Friday, September 7, 2012
Sept 7 Column on speechmaking in convention and pulpit
One of the annoying things about being a pastor is that everything we encounter becomes grist for the mill of Bible Study or sermons. So, listening or reading a few convention speeches dovetailed into my work. I listened to a number of the convention speeches in the past week or so. I am going to avoid any partisan notes, to the extent I am able, but wish to focus on the rhetoric, the presentation of self and ideas of some of the speakers. If I have time, I will use this as a focus for the task of preaching.
I was so impressed with the tone of voice throughout Gov. Romney’s address. It was mercifully lacking the stridency of so much of his party compatriots. Instead, it had the sound of someone bemused and saddened by the position of our country. He added to the script of his remarks with his tone of disappointment.
Senate aspirant Elizabeth Warren was noteworthy for the strength of the verbs she often deployed. For instance, Wall Street malefactors don’t walk, they “strut.” A program gets “vaporized.” Ms.
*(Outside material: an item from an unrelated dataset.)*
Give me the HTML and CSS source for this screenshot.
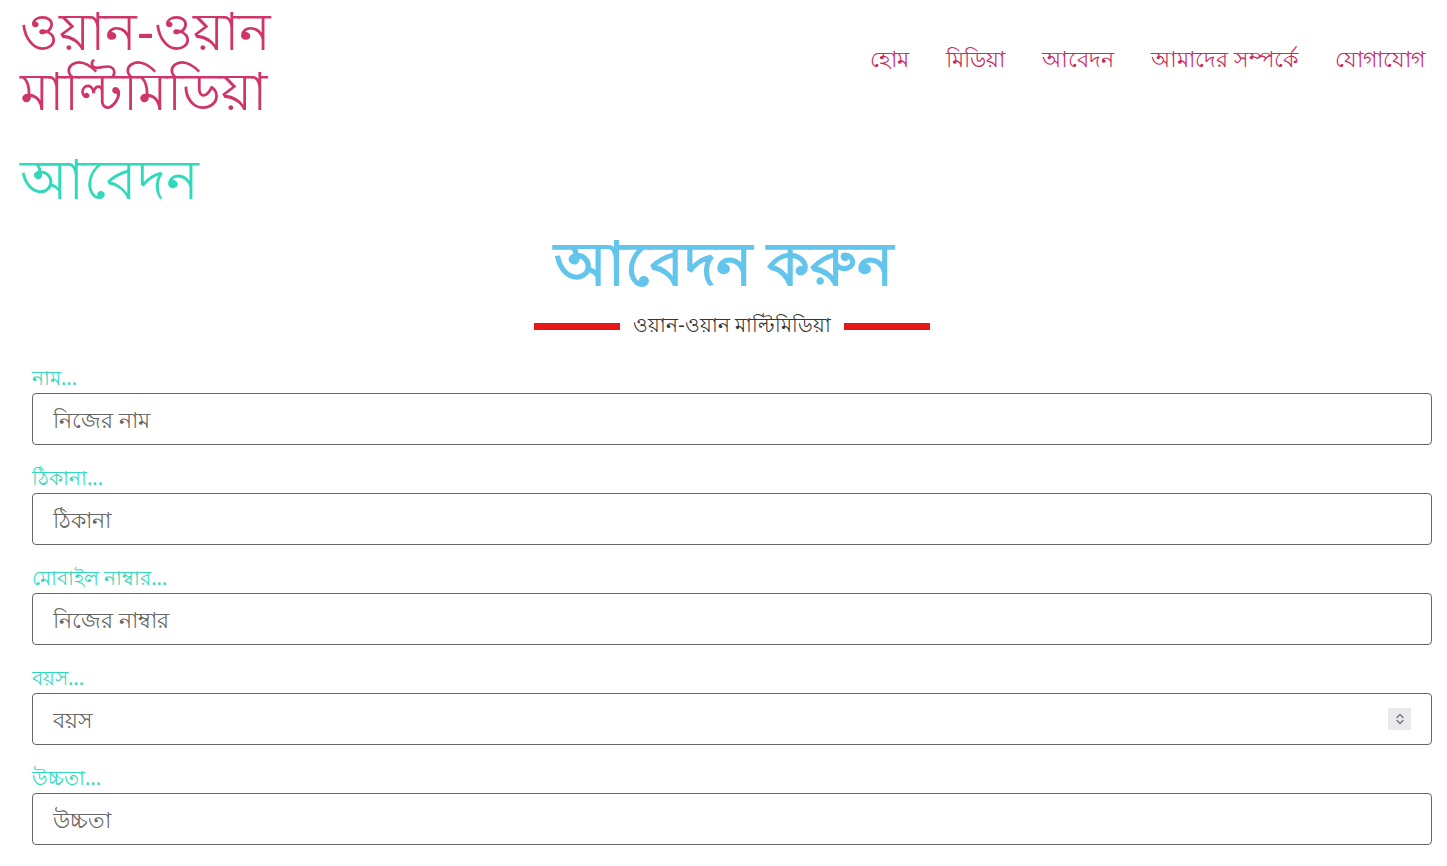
FILE: index.html
```html
<!DOCTYPE html>
<html lang="bn">
<head>
<meta charset="utf-8">
<title>আবেদন</title>
<link rel="stylesheet" href="styles.css">
</head>
<body>
<header class="top">
  <div class="logo"><span class="logo-line">ওয়ান-ওয়ান</span><span class="logo-line">মাল্টিমিডিয়া</span></div>
  <nav class="nav">
    <a href="#">হোম</a>
    <a href="#">মিডিয়া</a>
    <a href="#">আবেদন</a>
    <a href="#">আমাদের সম্পর্কে</a>
    <a href="#">যোগাযোগ</a>
  </nav>
</header>
<h1 class="page-title">আবেদন</h1>
<section class="intro">
  <h2 class="intro-title">আবেদন করুন</h2>
  <div class="divider"><span class="bar"></span><span class="divider-text">ওয়ান-ওয়ান মাল্টিমিডিয়া</span><span class="bar"></span></div>
</section>
<form class="form">
  <label class="field"><span class="label">নাম...</span><input class="input" type="text" placeholder="নিজের নাম"></label>
  <label class="field"><span class="label">ঠিকানা...</span><input class="input" type="text" placeholder="ঠিকানা"></label>
  <label class="field"><span class="label">মোবাইল নাম্বার...</span><input class="input" type="text" placeholder="নিজের নাম্বার"></label>
  <label class="field"><span class="label">বয়স...</span>
    <span class="num-wrap"><input class="input" type="number" placeholder="বয়স"><span class="spin"><svg width="12" height="16" viewBox="0 0 12 16"><path d="M3 6.5 6 3.5 9 6.5M3 9.5 6 12.5 9 9.5" fill="none" stroke="#77777f" stroke-width="1.4" stroke-linecap="round" stroke-linejoin="round"/></svg></span></span>
  </label>
  <label class="field"><span class="label">উচ্চতা...</span><input class="input" type="text" placeholder="উচ্চতা"></label>
</form>
</body>
</html>
```
FILE: styles.css
```css
* { box-sizing: border-box; }
body {
  margin: 0;
  font-family: "Noto Sans", "Liberation Sans", sans-serif;
  background: #fff;
}
.top {
  display: flex;
  justify-content: space-between;
  align-items: center;
  padding: 0 20px;
}
.logo {
  display: flex;
  flex-direction: column;
  color: #cf3567;
  font-size: 53px;
  line-height: 60px;
}
.logo-line {
  display: block;
  height: 60px;
}
.nav {
  display: flex;
  gap: 37px;
  padding-right: 2px;
}
.nav a {
  color: #c82a5c;
  font-size: 22px;
  text-decoration: none;
}
.page-title {
  margin: 28px 0 0 20px;
  color: #2fd9bb;
  font-size: 55px;
  font-weight: normal;
  line-height: 60px;
}
.intro {
  text-align: center;
}
.intro-title {
  margin: 18px 0 0;
  color: #64c5ec;
  font-size: 61px;
  font-weight: bold;
  line-height: 72px;
}
.divider {
  display: flex;
  justify-content: center;
  align-items: center;
  gap: 13px;
  margin-top: 12px;
  padding-left: 17px;
}
.bar {
  width: 86px;
  height: 7px;
  background: #e81717;
}
.divider-text {
  color: #333;
  font-size: 20px;
}
.form {
  padding: 20px 15px 0 32px;
  display: flex;
  flex-direction: column;
  gap: 18px;
}
.field {
  display: flex;
  flex-direction: column;
}
.label {
  color: #2fd9bb;
  font-size: 20px;
  line-height: 30px;
}
.input {
  width: 100%;
  height: 52px;
  border: 1px solid #666;
  border-radius: 4px;
  padding: 0 20px;
  font-size: 22px;
  font-family: inherit;
  color: #333;
  background: #fff;
}
.input::placeholder { color: #666; }
.input::-webkit-inner-spin-button,
.input::-webkit-outer-spin-button { -webkit-appearance: none; margin: 0; }
.num-wrap {
  position: relative;
  display: block;
}
.spin {
  position: absolute;
  right: 21px;
  top: 15px;
  width: 23px;
  height: 22px;
  background: #e9e9ee;
  display: flex;
  align-items: center;
  justify-content: center;
}
```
Warren does not strike me as a natural speaker. She used her quiet voice as a source of strength. She had an editor's pen in her speech to give it punch and some flow. A Harvard professor would say unbalanced, but a speaker would say “rigged.” this was striking in her argument against corporate personhood on “real people.” “they live; they love, they die, and that matters.” Its power came in part from the simple single syllable Anglo-Saxon string of verbs.
Clinton’s deployment of detail enhanced his argument for a few reasons. Why did not our eyes glaze over with statistics? It kept it grounded from dreamy flights of mere words. Second, it signaled that he took his audience seriously. Third, he was able to fit the data into the structure of his argument, so that it fit a narrative flow and did not seem to be a parade of statistics floating out in the void. Susie Delano of First Presbyterian noted that Clinton is gifted with capturing a phrase or a bit of information that connects with people as a part of a lifetime of political discourse. Apparently about a third of the speech had additions made on the spur of the moment (I didn’t want to say on the fly when it comes to President Clinton).So having a manuscript gave him freedom to extemporize, as opposed to the lack of structure that made Clint Eastwood’s performance so baffling.
In the recent Christian Century magazine, the new CTS President Matthew Boulton and his talented spouse wrote about the difficulties of sermon writing. They did not take aim at the usual suspects of being too long or too boring. (For instance, a few weeks a go, a member loved a sermon on David and Bathsheba as it was about sexual indiscretion, but the next week he said the sermon was “something about Communion.) Building on Eph.6:10-20, they urged pastors to be much more demanding aobut our use of images that take on a poetic quality, that invite us into a person’s skin or situation, instead of being content to describe it. Not only are that asking that we deploy stories to illustrate a point, they invite us to struggle for words that help us enter into the story, to smell the sizzle of a burger on the grill, to walks around with an infant with colic at 3AM, to recapture the quiver in your voice when you first ask out someone you like in high school.
Words are frail instruments, but they are what we have to communicate our best aspirations. Politicians and pastors share that trying task. We owe it to our listeners to do our best to both inform and inspire.